‘No Beds’: Srinagar Boy Who Caught Coronavirus Turned Away by 4 Hospitals, Told to Wash Hands
‘No Beds’: Srinagar Boy Who Caught Coronavirus Turned Away by 4 Hospitals, Told to Wash Hands
The 10-year-old finally tested positive for the virus on Tuesday, three days after he was turned away, and now his entire family has also been quarantined at a hospital.

Srinagar: A 10-year-old boy from Eidgah in Srinagar who showed symptoms of coronavirus after coming in contact with a preacher who had tested positive was turned away by four hospitals in a day, without being tested and with the advice to stay at home and “wash hands” regularly.

Jamal (named changed) finally tested positive for the virus on Tuesday and was admitted at the Sher-i -Kashmir Institute of Medical Sciences (SKIMS), Jammu and Kashmir's biggest tertiary care hospital, two days after he was made to take rounds of the hospitals along with his father and turned away each time.

"I pleaded them (hospital staff) with folded hands, but nobody would listen," the boy’s father said. Now he along with the rest of the family has had to be quarantined at SKIMS.

The boy had shaken hands with a preacher during a religious congregation held from March 18 to 22, the father told News18. A few days later that preacher tested positive and Jamal, too, started showing symptoms, including a fever.

The boy was taken to the SMHS hospital in the city on March 28, but the hospital refused to test or admit him and sent shifted him to the state-run Chest Disease Hospital (CD Hospital), mentioning that he had contact with a Covid-positive patient. The boy was shifted in an ambulance the same day.

But the CD Hospital again referred him to the Jawahar Lal Nehru Memorial Hospital in Rainawari, saying that no beds are available to admit the boy. Ticket no. 48045 issued for the boy says: "Patient referred to JLNM Rainawari due to non-availability of beds."

The hospital also refused to arrange an ambulance and the boy was let go on his own. "We had to arrange a vehicle somehow and when we reached JLNM, nobody seemed to care,” said the boy’s father as the same story continued at this hospital.

Staff at JLNM told the father that only those patients who police brings from homes are admitted. “I went back to SMHS, carrying my little boy," said the father with a broken voice, unable to arrange a vehicle this time because of the lockdown.

Back at the SMHS, where the boy was brought originally, the father had to plead and cry to get his ailing son referred to SKIMS. In the referral note (ticket no.1268555), it was clearly mentioned that there is a "high possibility of Covid-19 infection."

Yet, doctors at SKIMS sent the boy back home around 7pm, the father said, with the advice that he be placed under home quarantine and “wash hands”.

The story of the family’s troubles started doing the rounds on social media, and two days later, on March 30, health department officials and the police took the boy to SKIMS and he was put under quarantine there. But this was after the boy had spent nearly two days at home. The father says that Jamal was in a separate room during this period.
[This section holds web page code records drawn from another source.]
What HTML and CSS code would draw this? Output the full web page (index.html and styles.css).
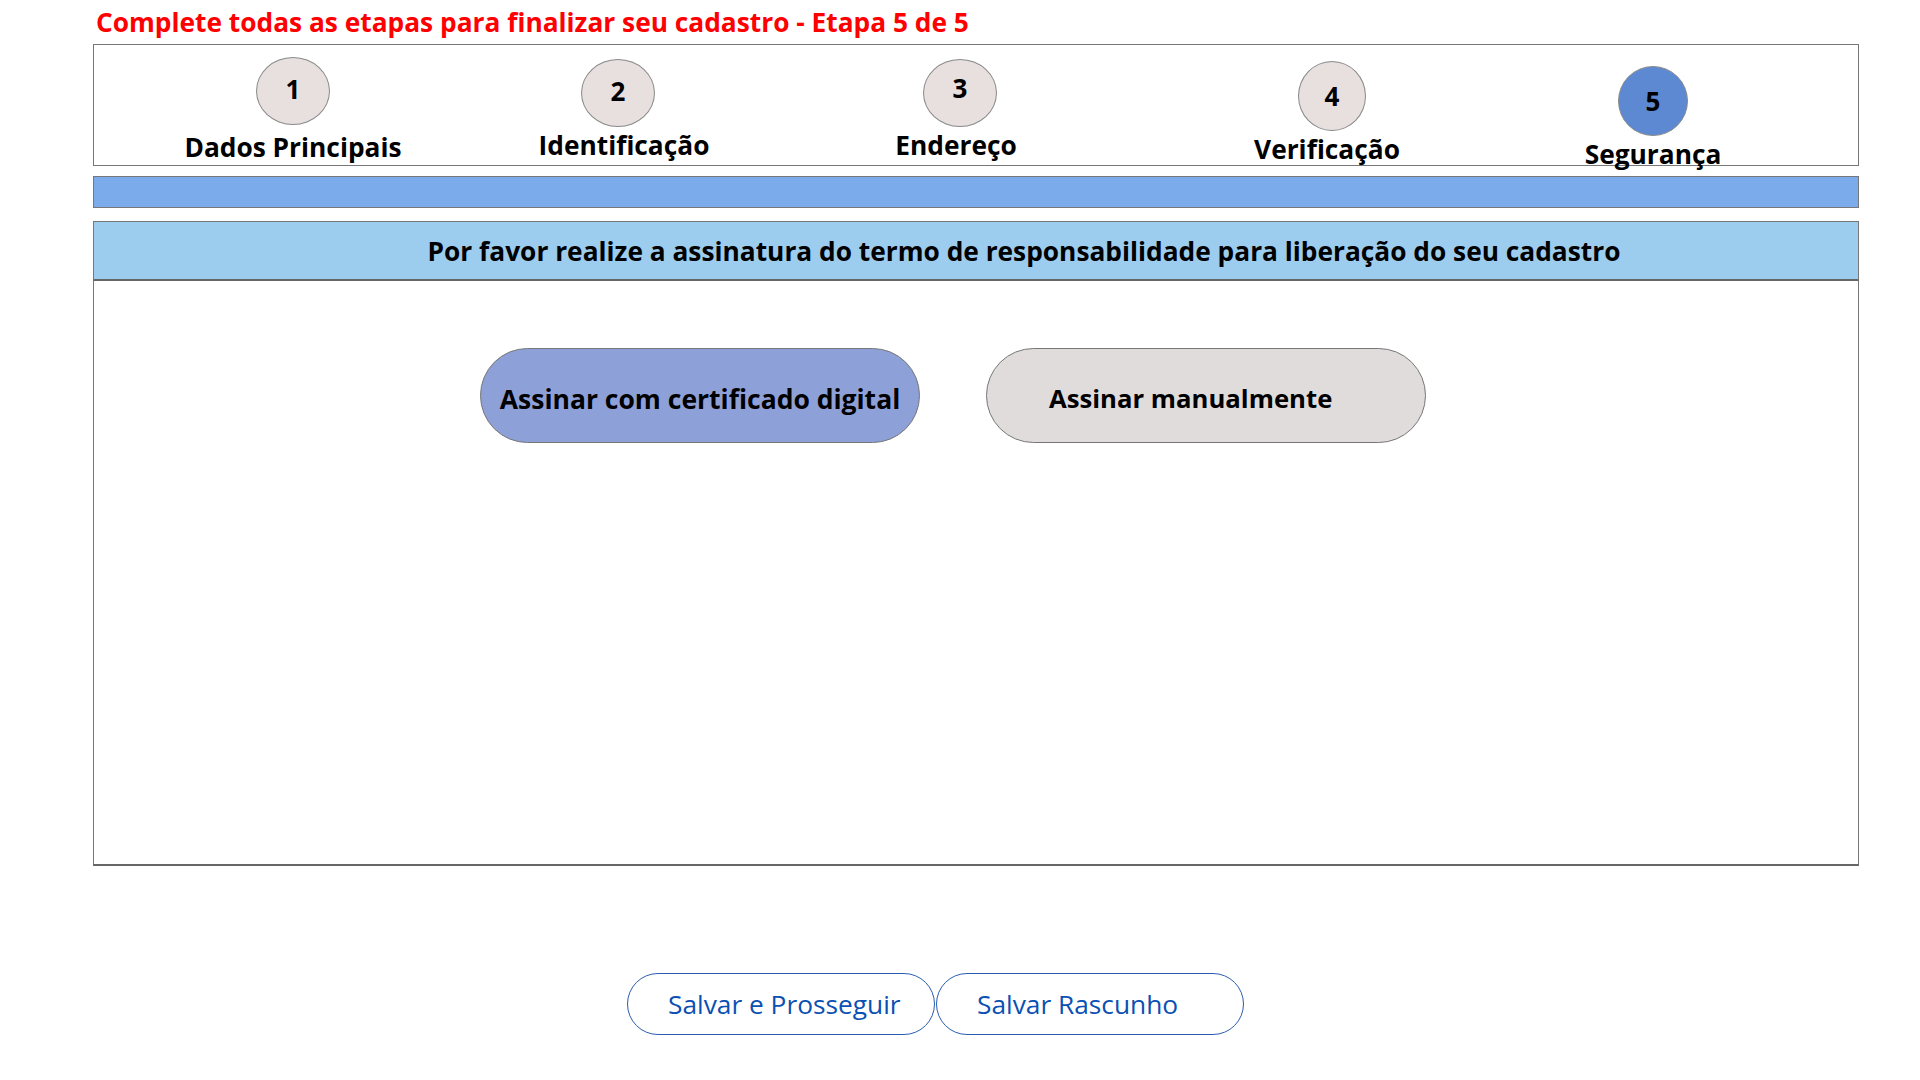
FILE: index.html
```html
<!DOCTYPE html>
<html lang="pt-BR">
<head>
<meta charset="utf-8">
<title>Cadastro - Etapa 5 de 5</title>
<link rel="stylesheet" href="styles.css">
</head>
<body>
<div class="page">
  <h1 class="title">Complete todas as etapas para finalizar seu cadastro - Etapa 5 de 5</h1>
  <div class="stepper">
    <div class="step step-1"><div class="circle">1</div><div class="label">Dados Principais</div></div>
    <div class="step step-2"><div class="circle">2</div><div class="label">Identificação</div></div>
    <div class="step step-3"><div class="circle">3</div><div class="label">Endereço</div></div>
    <div class="step step-4"><div class="circle">4</div><div class="label">Verificação</div></div>
    <div class="step step-5"><div class="circle active">5</div><div class="label">Segurança</div></div>
  </div>
  <div class="progress"></div>
  <div class="panel">
    <div class="panel-header">Por favor realize a assinatura do termo de responsabilidade para liberação do seu cadastro</div>
    <div class="panel-body">
      <button class="sign sign-digital">Assinar com certificado digital</button>
      <button class="sign sign-manual">Assinar manualmente</button>
    </div>
  </div>
</div>
<div class="footer">
  <button class="action">Salvar e Prosseguir</button>
  <button class="action">Salvar Rascunho</button>
</div>
</body>
</html>
```
FILE: styles.css
```css
* { box-sizing: border-box; }
html, body { margin: 0; padding: 0; background: #fff; }
body { font-family: "Open Sans", "Noto Sans", sans-serif; color: #000; }

.page { margin-left: 93px; width: 1766px; }

.title {
  margin: 0;
  padding: 5px 0 0 3px;
  height: 44px;
  font-size: 26.3px;
  line-height: 35px;
  font-weight: 700;
  color: #ff0000;
}

.stepper {
  height: 122px;
  border: 1px solid #777;
  display: flex;
  align-items: flex-start;
}
.step {
  width: 240px;
  display: flex;
  flex-direction: column;
  align-items: center;
  gap: 3px;
}
.step-1 { margin-left: 79px; padding-top: 12px; }
.step-2 { margin-left: 85px; padding-top: 14px; }
.step-3 { margin-left: 102px; padding-top: 14px; }
.step-4 { margin-left: 132px; padding-top: 16px; }
.step-5 { margin-left: 81px; padding-top: 21px; }

.circle {
  width: 74px;
  height: 68px;
  border-radius: 50%;
  border: 1px solid #8a8a8a;
  background: #e8dfdf;
  display: flex;
  align-items: center;
  justify-content: center;
  font-size: 26px;
  font-weight: 700;
  line-height: 1;
}
.step-1 .circle { padding-bottom: 4px; }
.step-2 .circle { padding-bottom: 5px; }
.step-3 .circle { padding-bottom: 10px; }
.step-4 .circle { width: 68px; height: 70px; padding-bottom: 1px; }
.step-5 .circle { width: 70px; height: 70px; }
.circle.active { background: #5c89d1; }

.label {
  font-size: 26.3px;
  font-weight: 700;
  line-height: 30px;
  white-space: nowrap;
}
.step-1 .label { margin-top: 4px; }
.step-2 .label { margin-left: 12px; }
.step-3 .label { margin-right: 8px; }
.step-4 .label { margin-right: 10px; }

.progress {
  margin-top: 10px;
  height: 32px;
  background: #7babeb;
  border: 1px solid #777;
}

.panel { margin-top: 13px; }
.panel-header {
  height: 60px;
  background: #9dcdee;
  border: 1px solid #777;
  border-bottom: 2px solid #666;
  display: flex;
  align-items: center;
  justify-content: center;
  padding-left: 96px;
  font-size: 26.3px;
  font-weight: 700;
}
.panel-body {
  height: 585px;
  border-left: 1px solid #777;
  border-right: 1px solid #777;
  border-bottom: 2px solid #666;
  padding: 67px 0 0 386px;
  display: flex;
  align-items: flex-start;
  gap: 66px;
}

.sign {
  width: 440px;
  height: 95px;
  border-radius: 48px;
  border: 1px solid #777;
  font-family: inherit;
  font-size: 26.5px;
  font-weight: 700;
  color: #000;
  cursor: pointer;
  padding-top: 7px;
}
.sign-digital { background: #8ea0d8; text-align: center; }
.sign-manual { background: #e0dcdc; text-align: left; padding-left: 62px; font-size: 25.7px; }

.footer {
  margin-top: 107px;
  padding-left: 627px;
  display: flex;
  gap: 1px;
}
.action {
  width: 308px;
  height: 62px;
  border-radius: 31px;
  border: 1px solid #2a5db0;
  background: #fff;
  color: #0b50b3;
  font-family: inherit;
  font-size: 26.3px;
  font-weight: 400;
  text-align: left;
  padding: 0 0 0 40px;
  cursor: pointer;
}
```
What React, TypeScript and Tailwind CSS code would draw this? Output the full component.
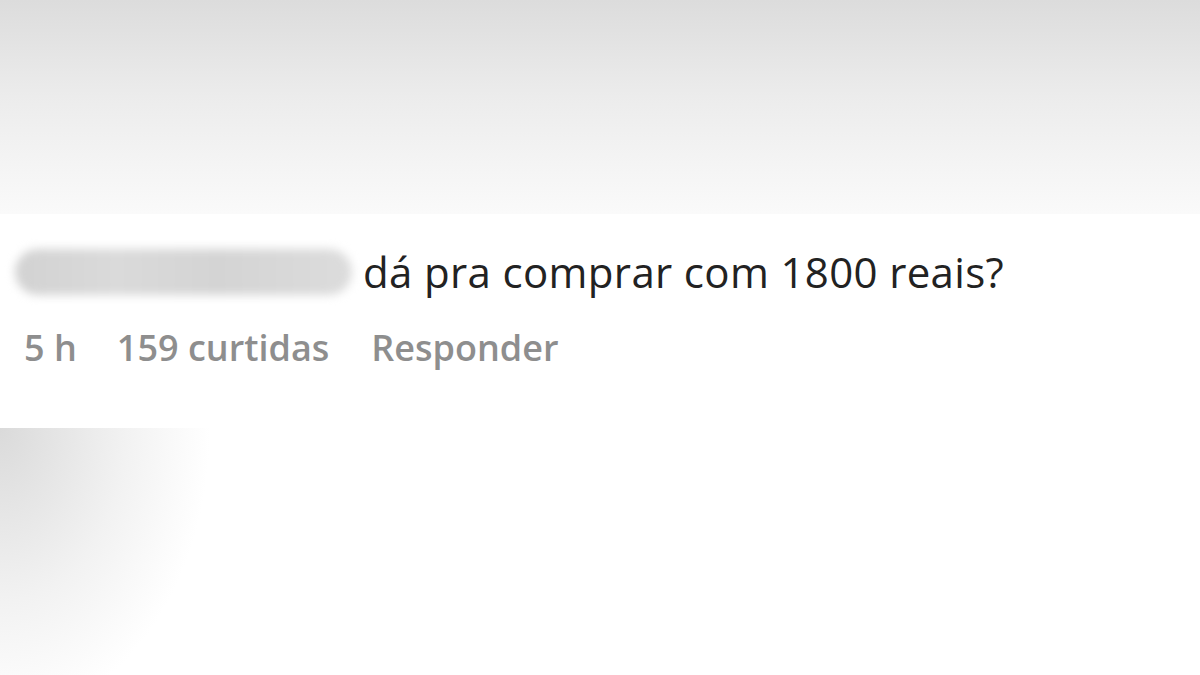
export default function App() {
  return (
    <div className="flex h-[675px] w-[1200px] flex-col overflow-hidden bg-white font-['Open_Sans',sans-serif]">
      {/* faded top of the previous comment */}
      <div className="h-[214px] shrink-0 bg-[linear-gradient(to_bottom,#dcdcdc,#ececec_45%,#fafafa)]" />

      {/* the comment itself */}
      <div className="flex h-[214px] shrink-0 flex-col bg-white">
        <div className="mt-[35px] flex items-center">
          <div className="ml-[15px] h-[46px] w-[337px] shrink-0 rounded-full bg-[linear-gradient(to_right,#d2d2d2,#dadada_30%,#d4d4d4_60%,#dcdcdc)] blur-[5px]" />
          <span className="ml-[11px] text-[42px] leading-none tracking-[0.35px] text-[#222222]">
            dá pra comprar com 1800 reais?
          </span>
        </div>
        <div className="mt-[35px] flex items-center pl-[24px] text-[36px] font-semibold leading-none text-[#8e8e8e]">
          <span>5 h</span>
          <span className="ml-[40px]">159 curtidas</span>
          <span className="ml-[42px]">Responder</span>
        </div>
      </div>

      {/* faded bottom */}
      <div className="flex-1 bg-[radial-gradient(ellipse_210px_290px_at_0%_0%,#dadada,#f2f2f2_60%,#ffffff_100%)]" />
    </div>
  )
}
On March 31, the boy tested positive for Covid-19. "My whole family and I are now in the hospital. We have been quarantined and our samples have been taken. God knows what will be the result," he said.

When contacted, the medical superintendent at SKIMS, Dr. Farooq A Jaan, denied any negligence. "SKIMS is a tertiary care hospital. Our doctors haven't done any negligence. The patient was asymptomatic and our doctor knowing about the remote contact with Covid-19 patient advised home quarantine," he said.

When asked why didn't they admit or even test the patient despite being referred by SMHS hospital as “highly possibility of Covid-19", the doctor said, "Our doctors use their own wisdom. We are a big hospital."

Although the boy had to be admitted two days later, the doctors insist they acted as per protocol. The SKIMS authorities had tried to deny that the patient was even brought there before March 30, but had to admit after News18 confronted them with hospital tickets of March 28.

The father said the boy seems determined to defeat coronavirus. "I was devastated after my son tested positive, but he came to me and said, ‘Baba, don't worry. All will be well’. A brave boy he is. This gives me strength.”